Name   Post Office Address
 
   
Majuro Nominees Ltd.
  P.O. Box 1405
 
  Majuro
 
  Marshall Islands
  H.   No holder of shares of the Corporation of any class, now or hereafter authorized, shall have any preferential or preemptive rights to subscribe for, purchase or receive any shares of the Corporation of any class, now or hereafter authorized or any options or warrants for such shares, or any rights to subscribe to or purchase such shares, or any securities convertible into or exchangeable for such shares, which may at any time be issued, sold or offered for sale by the Corporation.
 
  I.   Corporate existence commenced on February 22, 2010 and shall continue upon filing these Amended and Restated Articles of Incorporation with the Registrar of Corporations as of the filing date stated herein.
 
  J.   (a) The number of directors constituting the entire Board of Directors shall be not less than one, as fixed from time to time by the vote of not less than two-thirds of the entire Board of Directors; provided, however, that the number of directors shall not be reduced so as to shorten the term of any director at the time in office. The phrase “two-thirds of the entire Board of Directors” as used in these Articles of Incorporation shall be deemed to refer to two-thirds of the number of directors constituting the Board of Directors as provided in or pursuant to this Section (a) of this Article I, without regard to any vacancies then existing.
(b) The Board of Directors shall be elected annually at the annual meeting of shareholders. Each director shall hold office until the succeeding annual meeting of shareholders and until such directors successor is elected and has qualified. Any vacancies in the Board of Directors for any reason, and any created directorships resulting from any increase in the number of directors, may be filled by the vote of not less than a majority of the members of the Board of Directors then in office, although less than a quorum, and any directors so chosen shall hold office until the next annual meeting and until their successors shall be elected and qualified. No decrease in the number of directors shall shorten the term of any incumbent director.
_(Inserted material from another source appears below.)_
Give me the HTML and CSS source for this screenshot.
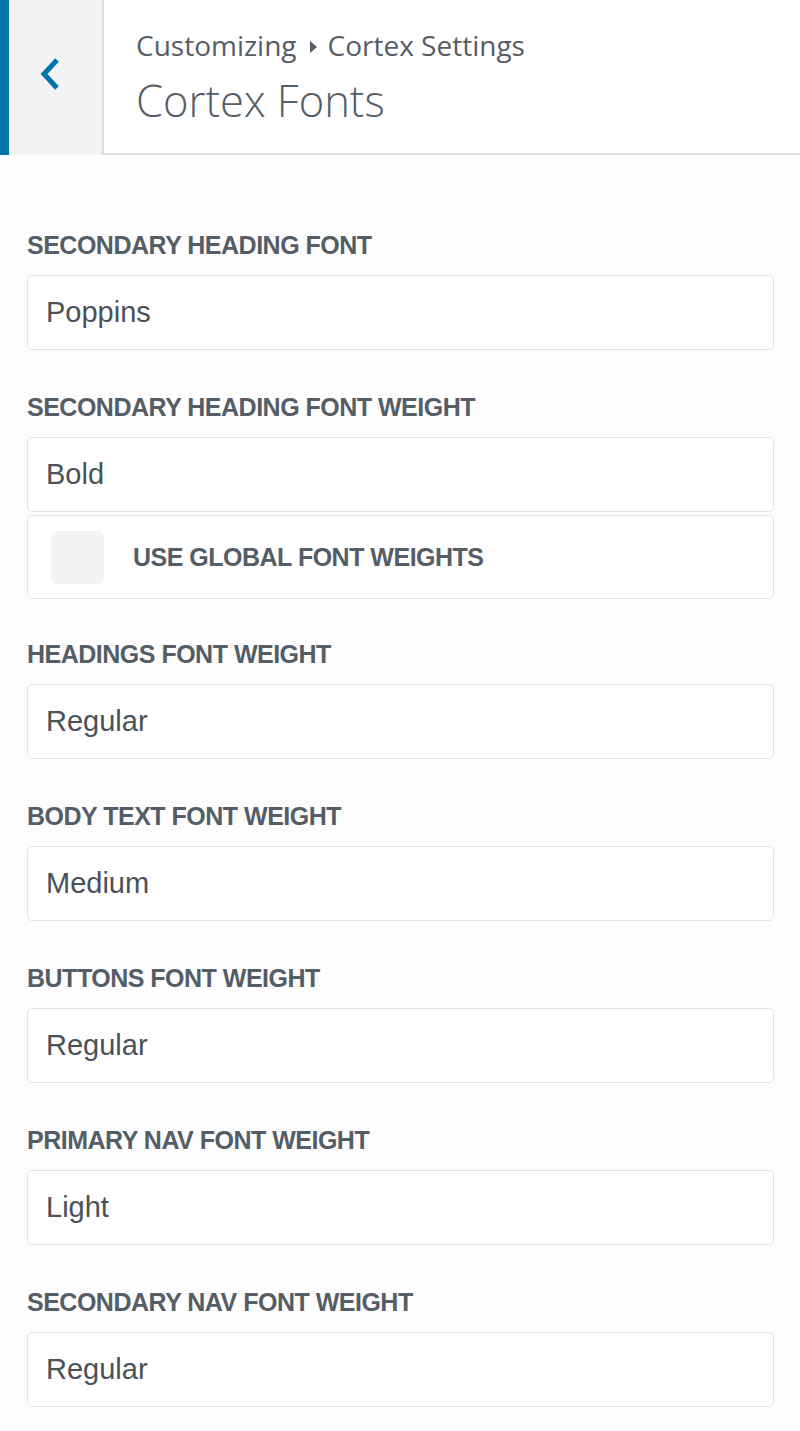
FILE: index.html
```html
<!DOCTYPE html>
<html lang="en">

<head>
    <meta charset="UTF-8">
    <meta name="viewport" content="width=device-width, initial-scale=1.0">
    <title>Cortex Fonts</title>
    <link rel="stylesheet" href="styles.css">
</head>

<body>
    <!-- Panel header with back button and breadcrumb -->
    <div class="panel-header">
        <div class="back-button">
            <svg width="22" height="32" viewBox="0 0 22 32">
                <polyline points="17,2 4,16 17,30" fill="none" stroke="#0073aa" stroke-width="5" />
            </svg>
        </div>
        <div class="panel-title">
            <div class="crumb">Customizing<span class="crumb-arrow"></span>Cortex Settings</div>
            <div class="title">Cortex Fonts</div>
        </div>
    </div>

    <div class="controls">
        <div class="control">
            <div class="label">Secondary Heading Font</div>
            <div class="select">Poppins</div>
        </div>

        <div class="control with-check">
            <div class="label">Secondary Heading Font Weight</div>
            <div class="select">Bold</div>
            <div class="checkbox-row">
                <span class="checkbox"></span>
                <span class="check-label">Use Global Font Weights</span>
            </div>
        </div>

        <div class="control">
            <div class="label">Headings Font Weight</div>
            <div class="select">Regular</div>
        </div>

        <div class="control">
            <div class="label">Body Text Font Weight</div>
            <div class="select">Medium</div>
        </div>

        <div class="control">
            <div class="label">Buttons Font Weight</div>
            <div class="select">Regular</div>
        </div>

        <div class="control">
            <div class="label">Primary Nav Font Weight</div>
            <div class="select">Light</div>
        </div>

        <div class="control">
            <div class="label">Secondary Nav Font Weight</div>
            <div class="select">Regular</div>
        </div>
    </div>
</body>

</html>
```

FILE: styles.css
```css
/* Reset */
* {
    margin: 0;
    padding: 0;
    box-sizing: border-box;
}

body {
    background-color: #fdfdfd;
    color: #555d66;
    font-family: "Liberation Sans", Arial, sans-serif;
}

/* Header */
.panel-header {
    display: flex;
    height: 155px;
}

.back-button {
    width: 104px;
    background-color: #f3f3f5;
    border-left: 9px solid #0073aa;
    border-right: 2px solid #dcdcde;
    padding: 58px 0 0 31px;
}

.panel-title {
    flex: 1;
    background-color: #fff;
    border-bottom: 2px solid #dcdcde;
    padding: 27px 0 0 32px;
    font-family: "Open Sans", sans-serif;
}

.crumb {
    font-size: 28px;
    line-height: 36px;
    color: #555d66;
}

.crumb-arrow {
    display: inline-block;
    width: 0;
    height: 0;
    border-left: 7px solid #555d66;
    border-top: 6px solid transparent;
    border-bottom: 6px solid transparent;
    margin: 0 11px 0 13px;
    vertical-align: 3px;
}

.title {
    margin-top: 13px;
    font-size: 43.5px;
    font-weight: 300;
    line-height: 50px;
    color: #555d66;
}

/* Controls list */
.controls {
    padding: 75px 26px 0 27px;
}

.control {
    margin-bottom: 42px;
}

.control.with-check {
    margin-bottom: 40px;
}

.label {
    font-size: 25px;
    font-weight: bold;
    letter-spacing: -0.5px;
    line-height: 30px;
    text-transform: uppercase;
    margin-bottom: 15px;
}

.select {
    display: flex;
    align-items: center;
    height: 75px;
    padding-left: 18px;
    background-color: #fff;
    border: 1px solid #e4e4e6;
    border-radius: 5px;
    font-size: 29px;
    color: #4a5159;
}

.checkbox-row {
    display: flex;
    align-items: center;
    gap: 29px;
    height: 84px;
    margin-top: 3px;
    padding-left: 23px;
    background-color: #fff;
    border: 1px solid #e4e4e6;
    border-radius: 5px;
}

.checkbox {
    width: 53px;
    height: 53px;
    background-color: #f3f3f5;
    border-radius: 7px;
}

.check-label {
    font-size: 25px;
    font-weight: bold;
    letter-spacing: -0.5px;
    text-transform: uppercase;
}
```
(c) Notwithstanding any other provision of these Amended and Restated Articles of Incorporation or the Amended and Restated Bylaws of the Corporation (and notwithstanding the fact that some lesser percentage may be specified by law, these Articles of Incorporation or the bylaws of the Corporation), any director or the entire Board of Directors of the Corporation may be removed at any time, but only for cause and only by the affirmative vote of the holders of two-thirds or more of the issued and outstanding shares of common stock of the Corporation entitled to vote generally in the election of directors (considered for this purpose as one class) cast at a meeting of the

 


 

shareholders called for that purpose.
(d) Directors shall be elected by a plurality of the votes cast at a meeting of shareholders by the holders of shares entitled to vote in the election. Cumulative voting, as defined in Division 7, Section 71(2) of the BCA, shall not be used to elect directors.
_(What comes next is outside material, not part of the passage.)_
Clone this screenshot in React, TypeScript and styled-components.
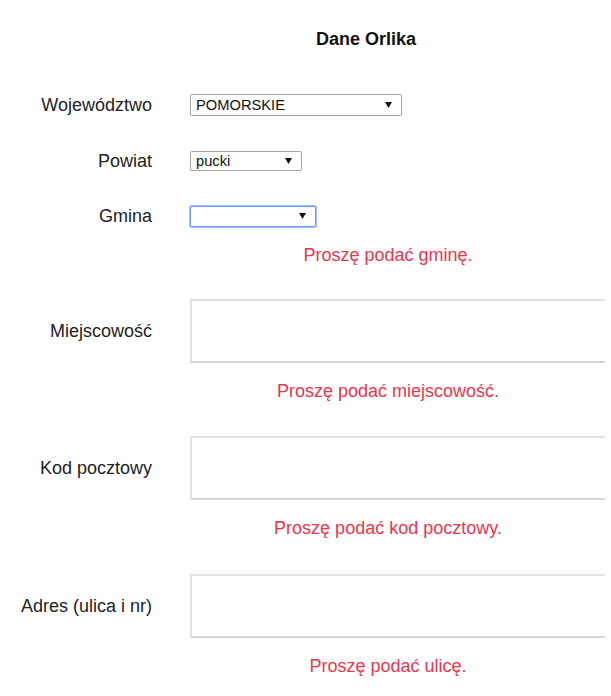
import React from "react";
import styled, { createGlobalStyle, css } from "styled-components";

const GlobalStyle = createGlobalStyle`
  html, body {
    margin: 0;
    padding: 0;
    background: #fff;
  }
  body {
    font-family: "Liberation Sans", Arial, sans-serif;
    color: #222;
  }
`;

const Page = styled.div`
  width: 605px;
  overflow: hidden;
  padding: 28px 0 30px;
`;

const Title = styled.h2`
  margin: 0;
  padding-left: 127px;
  font-size: 18px;
  line-height: 22px;
  font-weight: 700;
  text-align: center;
  color: #111;
`;

const Form = styled.form`
  display: flex;
  flex-direction: column;
`;

const Row = styled.div<{ $mt: number }>`
  display: grid;
  grid-template-columns: 152px 1fr;
  column-gap: 38px;
  align-items: center;
  margin-top: ${({ $mt }) => $mt}px;
`;

const Label = styled.label`
  font-size: 18px;
  line-height: 22px;
  text-align: right;
  white-space: nowrap;
  color: #222;
`;

const SelectWrap = styled.div<{ $w: number; $h: number; $focused?: boolean }>`
  position: relative;
  width: ${({ $w }) => $w}px;
  height: ${({ $h }) => $h}px;
  box-sizing: border-box;
  border: 1px solid #a6a6a6;
  border-radius: 2px;
  background: #fff;
  ${({ $focused }) =>
    $focused &&
    css`
      border-color: #6e9ff2;
      box-shadow: 0 0 0 1px #9dbdf6;
    `}
`;

const NativeSelect = styled.select`
  appearance: none;
  -webkit-appearance: none;
  width: 100%;
  height: 100%;
  border: none;
  outline: none;
  background: transparent;
  padding: 0 20px 0 5px;
  font-family: "Liberation Sans", Arial, sans-serif;
  font-size: 14.7px;
  color: #111;
  cursor: pointer;
`;

const Arrow = styled.svg`
  position: absolute;
  right: 9px;
  top: 50%;
  margin-top: -3px;
  width: 7px;
  height: 6px;
  pointer-events: none;
`;

const TextInput = styled.input`
  width: 440px;
  height: 64px;
  box-sizing: border-box;
  border: 2px solid #e3e3e3;
  border-bottom-color: #d6d6d6;
  background: #fff;
  outline: none;
  padding: 0 10px;
  font-family: "Liberation Sans", Arial, sans-serif;
  font-size: 18px;
`;

const ErrorText = styled.div<{ $mt: number }>`
  margin: ${({ $mt }) => $mt}px 0 0 190px;
  width: 396px;
  font-size: 18px;
  line-height: 22px;
  text-align: center;
  color: #e8364f;
`;

type SelectProps = {
  value: string;
  options: string[];
  width: number;
  height: number;
  focused?: boolean;
};

const Select: React.FC<SelectProps> = ({ value, options, width, height, focused }) => (
  <SelectWrap $w={width} $h={height} $focused={focused}>
    <NativeSelect defaultValue={value}>
      {options.map((o) => (
        <option key={o} value={o}>
          {o}
        </option>
      ))}
    </NativeSelect>
    <Arrow viewBox="0 0 7 6">
      <polygon points="0,0 7,0 3.5,6" fill="#111" />
    </Arrow>
  </SelectWrap>
);

const App: React.FC = () => {
  return (
    <>
      <GlobalStyle />
      <Page>
        <Title>Dane Orlika</Title>
        <Form onSubmit={(e) => e.preventDefault()}>
          <Row $mt={44}>
            <Label>Województwo</Label>
            <Select value="POMORSKIE" options={["POMORSKIE", "MAZOWIECKIE", "MAŁOPOLSKIE"]} width={212} height={22} />
          </Row>
          <Row $mt={34}>
            <Label>Powiat</Label>
            <Select value="pucki" options={["pucki", "gdański", "wejherowski"]} width={112} height={20} />
          </Row>
          <Row $mt={33}>
            <Label>Gmina</Label>
            <Select value="" options={[""]} width={126} height={21} focused />
          </Row>
          <ErrorText $mt={17}>Proszę podać gminę.</ErrorText>

          <Row $mt={33}>
            <Label>Miejscowość</Label>
            <TextInput type="text" />
          </Row>
          <ErrorText $mt={17}>Proszę podać miejscowość.</ErrorText>

          <Row $mt={34}>
            <Label>Kod pocztowy</Label>
            <TextInput type="text" />
          </Row>
          <ErrorText $mt={17}>Proszę podać kod pocztowy.</ErrorText>

          <Row $mt={35}>
            <Label>Adres (ulica i nr)</Label>
            <TextInput type="text" />
          </Row>
          <ErrorText $mt={17}>Proszę podać ulicę.</ErrorText>
        </Form>
      </Page>
    </>
  );
};

export default App;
(e) Directors shall be entitled to be indemnified by the Corporation upon the same terms, under the same conditions, and to the same extent as authorized by Section 60 of the BCA, if he or she acted in good faith and in a manner he or she reasonably believed to be in or not opposed to the best interests of the Corporation, and, with respect to any criminal action or proceeding, had no reasonable cause to believe his or her conduct was unlawful.
(f) No director shall be personally liable to the Corporation or any of its shareholders for monetary damages for breach of fiduciary duty as a director, except to the extent such exemption from liability or limitation thereof is not permitted under the BCA as the same exists or may hereafter be amended. If the BCA is amended hereafter to authorize the further elimination or limitation of the liability of directors, then the liability of a director of the Corporation shall be eliminated or limited to the fullest extent authorized by the BCA, as so amended. Any repeal or modification of this Section (f) of Article J shall not adversely affect any right or protection of a director of the Corporation existing at the time of such repeal or modification with respect to acts or omissions occurring prior to such repeal or modification.
(g) Notwithstanding any other provisions of these Amended and Restated Articles of Incorporation or the Amended and Restated Bylaws of the Corporation (and notwithstanding the fact that some lesser percentage may be specified by law, these Articles of Incorporation or the bylaws of the Corporation), the affirmative vote of the holders of two-thirds or more of the outstanding shares of common stock of the Corporation entitled to vote generally in the election of directors (considered for this purpose as one class) shall be required to amend, alter, change or repeal this Article J.
  K.   Making, altering or repealing the Amended and Restated Bylaws of the Corporation shall be governed by the provisions of the Corporation’s Amended and Restated Bylaws as in effect at such time. Notwithstanding any other provisions of these Amended and Restated Articles of Incorporation or the Corporation’s Amended and Restated Bylaws (and notwithstanding the fact that some lesser percentage may be specified by law, these Amended and Restated Articles of Incorporation or the Amended and Restated Bylaws of the Corporation), the affirmative vote of the holders of two-thirds or more of the outstanding shares of common stock of the Corporation entitled to vote generally in the election of directors (considered for this purpose as one class) shall be required to amend, alter, change or repeal this Article J.
 
  L.   Any action required or permitted to be taken by shareholders of the Corporation must be effected at an annual or special meeting of shareholders or by the unanimous written consent of the Corporation’s shareholders. At all meetings of shareholders of the Corporation, except as otherwise expressly provided by law, there must be present either in person or by proxy shareholders of record holding at least one-third of the shares issued and outstanding and entitled to vote at such meetings in order to constitute a quorum, but if less than a quorum is present, a majority of those shares present either in person or by proxy shall have power to adjourn any meeting until a quorum shall be present.